Published May 26, 2011
In an attempt to breathe new financial life into the debt-ridden franchise, the New York Mets have inked a deal to sell a major stake for about $200 million to influential hedge fund manager David Einhorn.
According to ESPN, the deal is for less than 49% of the club and does not include a stake in SportsNet New York, the franchise’s profitable television network.
In a statement, the Mets confirmed they have selected Einhorn, who co-founded hedge fund Greenlight Capital in 1996, as the team's preferred partner. The two sides have entered into exclusive negotiations about a "minority, non-operating investment" in the franchise involving a $200 million investment, the statement said.
"David's investment immediately improves the franchise's financial position," said Fred Wilpon, the team's principal owner."Equally important, David's intelligence, integrity and success in both business and civic affairs provides us with another perspective in evaluating what is best for this organization and our fans, and we welcome his input."
The deal is still subject to the negotiation of a "mutually acceptable definitive agreement" and approvals from Major League Baseball. Einhorn and the Mets said they expect to enter into a definitive agreement by late June.
Einhorn, who lived in New Jersey for part of his childhood, said he grew up a Mets fan and has coached his daughter's little league team.
"Having an opportunity to become part of the Mets franchise is exciting beyond my wildest childhood dreams," said Einhorn.
Einhorn is well known on Wall Street and is considered one of the most influential hedge fund managers. He famously shorted the stock of Lehman Brothers in 2007, a year before the investment bank crumbled. Einhorn was one of the most vocal critics of Lehman’s management.
Sports fans may also recognize Einhorn as he went deep in the main event of the World Series of Poker in 2006.
Led by Allen & Co.’s Steve Greenberg, the Mets have been actively shopping for a buyer for months in an effort to stabilize the team's balance sheet.

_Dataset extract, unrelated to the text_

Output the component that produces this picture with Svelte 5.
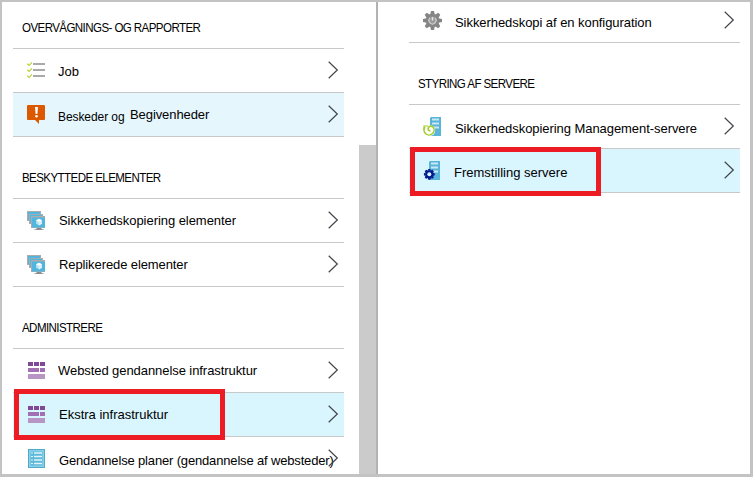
<script>
  const left = [
    {
      title: 'OVERVÅGNINGS- OG RAPPORTER', first: true,
      rows: [
        { icon: 'tasks', label: 'Job', x: 45, y: 1, track: 0 },
        { icon: 'alert', small: 'Beskeder og', label: 'Begivenheder', x: 45, y: 0, track: -0.08, tone: 'hover' }
      ]
    },
    {
      title: 'BESKYTTEDE ELEMENTER',
      rows: [
        { icon: 'monitors', label: 'Sikkerhedskopiering elementer', x: 46, y: 0, track: -0.05 },
        { icon: 'monitors', label: 'Replikerede elementer', x: 46, y: 0, track: -0.1 }
      ]
    },
    {
      title: 'ADMINISTRERE',
      rows: [
        { icon: 'blocks', label: 'Websted gendannelse infrastruktur', x: 45, y: 0, track: -0.07 },
        { icon: 'blocks', label: 'Ekstra infrastruktur', x: 46, y: 0, track: 0, tone: 'selected', mark: 'mark-left' },
        { icon: 'plan', label: 'Gendannelse planer (gendannelse af websteder)', x: 46, y: 2, track: -0.16 }
      ]
    }
  ];
  const right = [
    {
      rows: [{ icon: 'gear', label: 'Sikkerhedskopi af en konfiguration', x: 46, y: 2, track: -0.06, cut: true }]
    },
    {
      title: 'STYRING AF SERVERE',
      rows: [
        { icon: 'restore', label: 'Sikkerhedskopiering Management-servere', x: 46, y: 2, track: -0.06 },
        { icon: 'process', label: 'Fremstilling servere', x: 45, y: 2, track: 0, tone: 'selected', mark: 'mark-right' }
      ]
    }
  ];
  const teeth = [0, 45, 90, 135, 180, 225, 270, 315];
</script>

{#snippet monitor(x, y)}
  <rect {x} {y} width="14" height="10" fill="#a9adb0" />
  <rect x={x + 1} y={y + 1} width="12" height="8" fill="#51b5de" />
{/snippet}

{#snippet server()}
  <path d="M8 0h10v19H7V1z" fill="#59b4d9" />
  <path d="M9 2.500h7M9 6.500h7M9 10.500h7" stroke="#c9e8f4" stroke-width="2" />
{/snippet}

{#snippet icon(name)}
  <svg class="icon" width="20" height="20" viewBox="0 0 20 20">
    {#if name === 'tasks'}
      <path d="M6 3h12M6 9h12M6 15h12" stroke="#aaa" stroke-width="2" />
      <path d="M.4 2.700l1.600 1.600L5 1.300M.4 8.700l1.600 1.600L5 7.300M.4 14.700l1.600 1.600L5 13.300" fill="none" stroke="#b8d432" stroke-width="1.200" />
    {:else if name === 'alert'}
      <path d="M1 0h16q1 0 1 1v13q0 1-1 1h-5v4l-4-4H1q-1 0-1-1V1q0-1 1-1z" fill="#dd5900" />
      <path d="M8 2h3l-.6 7H8.600z" fill="#fff" />
      <circle cx="9.500" cy="11.300" r="1.300" fill="#fff" />
    {:else if name === 'monitors'}
      {@render monitor(0, 0)}
      {@render monitor(2, 3)}
      <rect x="4" y="5" width="14" height="12" fill="#a9adb0" />
      <rect x="5" y="6.500" width="13" height="10" fill="#51b5de" />
      <path d="M9.500 17h5v1.200h2V19h-9v-.8h2z" fill="#8a8d90" />
      <path d="M12 7.800l2.900 1.500v3.500L12 14.400l-2.900-1.600V9.300z" fill="#b9e2f2" />
      <path d="M12 7.800l2.900 1.500L12 11 9.100 9.300z" fill="#fff" />
      <path d="M12 11l2.900-1.700v3.500L12 14.400z" fill="#dff2fa" />
    {:else if name === 'blocks'}
      <path d="M1 1h5v4H1zM7 1h5v4H7zM13 1h5v4h-5z" fill="#804998" />
      <path d="M1 7h11v4H1zM13 7h5v4h-5z" fill="#a16fb4" />
      <path d="M1 13h17v5H1z" fill="#b796c6" />
    {:else if name === 'plan'}
      <rect x="1.500" y=".5" width="16" height="18" fill="#8bcfe6" stroke="#4eabc9" />
      <rect x="3.500" y="2.500" width="12" height="14" fill="#5bb9d9" />
      <path d="M7 4h8M7 7.500h8M7 11h8M7 14.500h8" stroke="#e2f4fa" stroke-width="1.400" />
      <path d="M4 4h2M4 7.500h2M4 11h2M4 14.500h2" stroke="#e2f4fa" stroke-width="1.200" />
    {:else if name === 'gear'}
      <g fill="#858585">
        {#each teeth as a}
          <path d="M7.200 3.500L8 0h3l.8 3.500z" transform="rotate({a} 9.500 9.500)" />
        {/each}
        <circle cx="9.500" cy="9.500" r="6.800" />
      </g>
      <circle cx="9.500" cy="9.500" r="4" fill="#9a9a9a" />
      <path d="M7 7A3.500 3.500 0 1 0 12 7" fill="none" stroke="#cfcfcf" stroke-width="1.200" />
      <path d="M9.500 6v3.500" stroke="#e4e4e4" stroke-width="1.500" />
    {:else if name === 'restore'}
      {@render server()}
      <circle cx="6.500" cy="13.500" r="5.600" fill="#fff" />
      <path d="M2 10A5 5 0 1 0 9.800 9.700Q7 8.200 5.400 10.600Q4.300 13.800 7.500 13.600" fill="none" stroke="#a3cf2c" stroke-width="1.600" />
      <path d="M1 13.200V9h4.200" fill="none" stroke="#a3cf2c" stroke-width="1.200" />
    {:else if name === 'process'}
      <g transform="translate(-1 0)">{@render server()}</g>
      <g fill="#00188f">
        {#each teeth as a}
          <path d="M4.700 9.500L5.300 7.900h2l.6 1.600z" transform="rotate({a} 6.300 13.300)" />
        {/each}
        <circle cx="6.300" cy="13.300" r="4.100" />
      </g>
      <circle cx="6.300" cy="13.300" r="2" fill="#d9f5fe" />
    {/if}
  </svg>
{/snippet}

{#snippet panel(sections)}
  {#each sections as section}
    {#if section.title}
      <h2 class:first={section.first}><span>{section.title}</span></h2>
    {/if}
    {#each section.rows as row}
      <div class="row {row.tone ?? ''}" class:cut={row.cut}>
        {@render icon(row.icon)}
        <span class="label" style="padding-left:{row.x - 34}px;padding-top:{row.y + 12}px;letter-spacing:{row.track}px">
          {#if row.small}<small>{row.small}</small>{/if}{row.label}
        </span>
        <svg class="chevron" width="11" height="18" viewBox="0 0 11 18">
          <path d="M.7.7L9.300 9 .7 17.300" fill="none" stroke="#41454a" stroke-width="1.200" />
        </svg>
        {#if row.mark}<i class="mark {row.mark}"></i>{/if}
      </div>
    {/each}
  {/each}
{/snippet}

<main>
  <section class="pane left">
    <nav>{@render panel(left)}</nav>
    <div class="scroll"></div>
  </section>
  <section class="pane right">
    <nav>{@render panel(right)}</nav>
  </section>
</main>

<style>
  main {
    box-sizing: border-box;
    width: 753px;
    height: 477px;
    display: flex;
    border: solid #c3c3c3;
    border-width: 2px 3px 3px 2px;
    background: #fff;
    color: #000;
    overflow: hidden;
    font: 13px/20px "Liberation Sans", Arial, sans-serif;
  }
  .pane {
    display: flex;
    box-sizing: border-box;
    height: 472px;
    overflow: hidden;
  }
  .left {
    width: 376px;
    padding-left: 11px;
    border-right: 2px solid #b3b3b3;
    justify-content: space-between;
  }
  .right {
    width: 372px;
    padding-left: 31px;
  }
  nav {
    width: 331px;
    flex: none;
  }
  .scroll {
    width: 17px;
    margin-top: 143px;
    background: #cbcbcb;
  }
  h2 {
    box-sizing: border-box;
    height: 62px;
    margin: 0;
    padding: 31px 0 0 9px;
    border-bottom: 1px solid #c8c8c8;
    font: inherit;
    white-space: nowrap;
  }
  h2 span {
    display: inline-block;
    letter-spacing: -0.65px;
    transform: scaleX(0.888);
    transform-origin: 0 0;
  }
  h2.first {
    height: 47px;
    padding-top: 16px;
  }
  .row {
    position: relative;
    box-sizing: border-box;
    height: 44px;
    display: flex;
    align-items: flex-start;
    border-bottom: 1px solid #c8c8c8;
    white-space: nowrap;
  }
  .cut {
    margin-top: -3px;
  }
  .hover {
    background: #e5f6fd;
  }
  .selected {
    background: #d9f5fe;
  }
  .icon {
    flex: none;
    margin: 12px 0 0 14px;
  }
  .label {
    flex: 1;
    width: 0;
  }
  small {
    display: inline-block;
    width: 72px;
    font-size: 12px;
    position: relative;
    top: 2px;
  }
  .chevron {
    flex: none;
    margin: 12px 5px 0 0;
  }
  .mark {
    position: absolute;
    box-sizing: border-box;
    border: 5px solid #ed1c24;
    z-index: 1;
  }
  .mark-left {
    left: 1px;
    top: -4px;
    width: 211px;
    height: 51px;
  }
  .mark-right {
    left: 1px;
    top: -2px;
    width: 191px;
    height: 49px;
  }
</style>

Mets owners Fred Wilpon and Saul Katz decided to sell a portion of the club after they became the target of a $1 billion lawsuit from Irving Picard, the Madoff trustee. Picard alleges Wilpon and Katz, who lost about $550 million in Bernie Madoff's Ponzi scheme, knew or should have known about the epic fraud.
At the same time, the ball club is reportedly on track to lose $70 million this year due to poor attendance, slumping sales of premium inventory like luxury boxes and heavy debt.

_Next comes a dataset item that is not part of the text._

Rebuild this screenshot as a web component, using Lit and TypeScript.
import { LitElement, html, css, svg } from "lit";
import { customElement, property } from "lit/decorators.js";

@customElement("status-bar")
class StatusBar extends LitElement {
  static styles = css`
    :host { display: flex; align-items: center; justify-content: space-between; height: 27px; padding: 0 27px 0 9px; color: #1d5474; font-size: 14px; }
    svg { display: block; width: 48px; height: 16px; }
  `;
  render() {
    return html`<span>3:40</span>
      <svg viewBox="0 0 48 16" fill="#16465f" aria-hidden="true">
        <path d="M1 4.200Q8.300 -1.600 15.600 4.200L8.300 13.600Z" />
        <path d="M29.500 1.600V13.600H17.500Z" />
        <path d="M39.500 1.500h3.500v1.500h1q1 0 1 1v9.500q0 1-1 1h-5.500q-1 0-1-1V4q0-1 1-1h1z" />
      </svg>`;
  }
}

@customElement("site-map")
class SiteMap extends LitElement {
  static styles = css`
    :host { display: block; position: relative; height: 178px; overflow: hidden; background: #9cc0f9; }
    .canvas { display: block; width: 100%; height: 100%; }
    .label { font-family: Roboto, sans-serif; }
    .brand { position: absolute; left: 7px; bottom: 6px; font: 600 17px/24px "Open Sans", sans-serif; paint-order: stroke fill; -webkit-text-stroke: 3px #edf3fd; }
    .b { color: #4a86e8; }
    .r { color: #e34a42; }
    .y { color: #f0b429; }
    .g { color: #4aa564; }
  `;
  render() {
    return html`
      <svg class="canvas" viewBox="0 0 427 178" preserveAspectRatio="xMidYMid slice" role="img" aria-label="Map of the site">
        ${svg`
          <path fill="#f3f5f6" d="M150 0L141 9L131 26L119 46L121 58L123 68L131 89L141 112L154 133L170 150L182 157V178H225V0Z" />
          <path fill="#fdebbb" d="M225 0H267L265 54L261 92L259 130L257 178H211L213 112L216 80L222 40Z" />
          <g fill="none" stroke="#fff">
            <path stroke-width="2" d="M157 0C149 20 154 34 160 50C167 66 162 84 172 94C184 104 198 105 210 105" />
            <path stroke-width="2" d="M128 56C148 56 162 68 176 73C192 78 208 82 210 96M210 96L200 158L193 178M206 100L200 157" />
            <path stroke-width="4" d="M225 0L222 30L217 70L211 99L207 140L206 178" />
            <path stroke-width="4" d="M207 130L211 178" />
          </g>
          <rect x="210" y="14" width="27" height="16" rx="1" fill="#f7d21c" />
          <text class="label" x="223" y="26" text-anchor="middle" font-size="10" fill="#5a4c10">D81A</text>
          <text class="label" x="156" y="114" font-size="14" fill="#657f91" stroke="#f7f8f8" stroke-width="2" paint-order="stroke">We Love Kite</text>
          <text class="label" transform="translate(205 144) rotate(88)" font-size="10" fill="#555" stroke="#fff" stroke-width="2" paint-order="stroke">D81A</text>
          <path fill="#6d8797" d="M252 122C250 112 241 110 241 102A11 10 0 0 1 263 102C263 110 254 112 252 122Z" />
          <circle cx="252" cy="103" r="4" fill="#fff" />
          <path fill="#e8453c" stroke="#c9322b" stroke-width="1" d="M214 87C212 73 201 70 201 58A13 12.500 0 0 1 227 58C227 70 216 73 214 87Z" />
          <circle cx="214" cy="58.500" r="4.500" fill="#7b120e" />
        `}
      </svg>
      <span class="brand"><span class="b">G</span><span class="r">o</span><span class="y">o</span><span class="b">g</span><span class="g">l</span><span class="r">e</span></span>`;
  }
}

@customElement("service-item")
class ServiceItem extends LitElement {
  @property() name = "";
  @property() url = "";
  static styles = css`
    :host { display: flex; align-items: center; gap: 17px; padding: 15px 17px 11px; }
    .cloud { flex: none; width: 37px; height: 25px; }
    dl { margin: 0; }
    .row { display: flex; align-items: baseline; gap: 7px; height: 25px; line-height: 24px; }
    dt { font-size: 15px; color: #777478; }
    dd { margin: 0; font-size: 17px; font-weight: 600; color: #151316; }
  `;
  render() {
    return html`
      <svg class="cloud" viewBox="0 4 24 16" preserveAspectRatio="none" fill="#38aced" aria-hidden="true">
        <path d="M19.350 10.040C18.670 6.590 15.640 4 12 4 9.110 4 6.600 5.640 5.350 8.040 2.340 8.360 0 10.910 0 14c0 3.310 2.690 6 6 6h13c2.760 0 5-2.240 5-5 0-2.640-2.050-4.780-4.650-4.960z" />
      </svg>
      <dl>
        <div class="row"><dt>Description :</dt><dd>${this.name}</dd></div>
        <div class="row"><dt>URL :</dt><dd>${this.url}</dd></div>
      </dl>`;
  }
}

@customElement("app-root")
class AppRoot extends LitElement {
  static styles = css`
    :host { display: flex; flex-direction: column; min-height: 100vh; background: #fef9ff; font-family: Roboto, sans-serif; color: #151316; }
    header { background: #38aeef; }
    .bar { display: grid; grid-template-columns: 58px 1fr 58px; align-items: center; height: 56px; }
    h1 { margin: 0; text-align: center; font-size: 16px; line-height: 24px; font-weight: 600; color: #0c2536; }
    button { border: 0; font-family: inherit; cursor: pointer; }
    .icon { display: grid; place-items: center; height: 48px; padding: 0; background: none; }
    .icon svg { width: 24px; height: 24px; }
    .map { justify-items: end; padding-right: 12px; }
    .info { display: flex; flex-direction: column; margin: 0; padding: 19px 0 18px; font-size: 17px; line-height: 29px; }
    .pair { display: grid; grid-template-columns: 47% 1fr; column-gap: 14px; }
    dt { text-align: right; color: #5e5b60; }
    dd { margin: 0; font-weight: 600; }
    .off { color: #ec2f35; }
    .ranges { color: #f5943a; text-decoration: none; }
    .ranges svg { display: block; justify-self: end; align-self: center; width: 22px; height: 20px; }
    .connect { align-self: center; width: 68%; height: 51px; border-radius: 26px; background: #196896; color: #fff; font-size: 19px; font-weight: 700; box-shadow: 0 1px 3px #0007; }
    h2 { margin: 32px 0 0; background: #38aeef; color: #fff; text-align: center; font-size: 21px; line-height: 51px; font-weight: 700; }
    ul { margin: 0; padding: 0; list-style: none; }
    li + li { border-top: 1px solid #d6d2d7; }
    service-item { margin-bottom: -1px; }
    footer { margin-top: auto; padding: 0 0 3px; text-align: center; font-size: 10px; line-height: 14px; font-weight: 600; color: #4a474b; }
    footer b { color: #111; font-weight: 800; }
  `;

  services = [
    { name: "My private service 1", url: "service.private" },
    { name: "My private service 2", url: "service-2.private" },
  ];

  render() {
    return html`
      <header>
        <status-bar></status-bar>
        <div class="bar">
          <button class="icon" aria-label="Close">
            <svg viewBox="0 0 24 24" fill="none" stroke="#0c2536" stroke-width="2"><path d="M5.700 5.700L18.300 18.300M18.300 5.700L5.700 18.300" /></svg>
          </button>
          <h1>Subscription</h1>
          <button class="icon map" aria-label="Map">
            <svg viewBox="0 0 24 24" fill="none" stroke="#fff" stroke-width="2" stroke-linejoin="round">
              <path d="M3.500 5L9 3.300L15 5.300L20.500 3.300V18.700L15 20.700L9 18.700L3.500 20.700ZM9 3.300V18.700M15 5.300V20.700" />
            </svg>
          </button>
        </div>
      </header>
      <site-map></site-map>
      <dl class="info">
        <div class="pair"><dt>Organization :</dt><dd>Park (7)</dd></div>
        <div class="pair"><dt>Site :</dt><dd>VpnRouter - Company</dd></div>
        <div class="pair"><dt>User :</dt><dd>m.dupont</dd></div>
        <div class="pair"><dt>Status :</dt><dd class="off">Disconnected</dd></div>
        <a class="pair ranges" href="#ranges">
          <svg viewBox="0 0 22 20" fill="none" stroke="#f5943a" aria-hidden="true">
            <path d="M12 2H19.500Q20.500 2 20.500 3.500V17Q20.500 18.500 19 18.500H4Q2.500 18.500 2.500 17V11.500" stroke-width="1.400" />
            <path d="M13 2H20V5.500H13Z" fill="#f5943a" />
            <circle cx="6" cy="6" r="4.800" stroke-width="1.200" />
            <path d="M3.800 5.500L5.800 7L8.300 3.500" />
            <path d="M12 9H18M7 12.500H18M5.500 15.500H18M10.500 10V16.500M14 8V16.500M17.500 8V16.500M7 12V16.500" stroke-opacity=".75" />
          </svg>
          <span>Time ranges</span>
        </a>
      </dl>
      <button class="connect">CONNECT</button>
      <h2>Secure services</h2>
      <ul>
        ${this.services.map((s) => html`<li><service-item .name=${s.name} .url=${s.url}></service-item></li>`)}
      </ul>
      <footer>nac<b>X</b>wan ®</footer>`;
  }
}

Einhorn’s investment should improve the finances of the Mets, who reportedly have a debt load of $630 million and were valued earlier this year by Forbes at $747 million. That puts the team’s debt-to-value at an alarming 84%.
"I look forward to partnering with the Wilpon and Katz families through the good seasons, the tough seasons and especially the championship seasons," Einhorn said.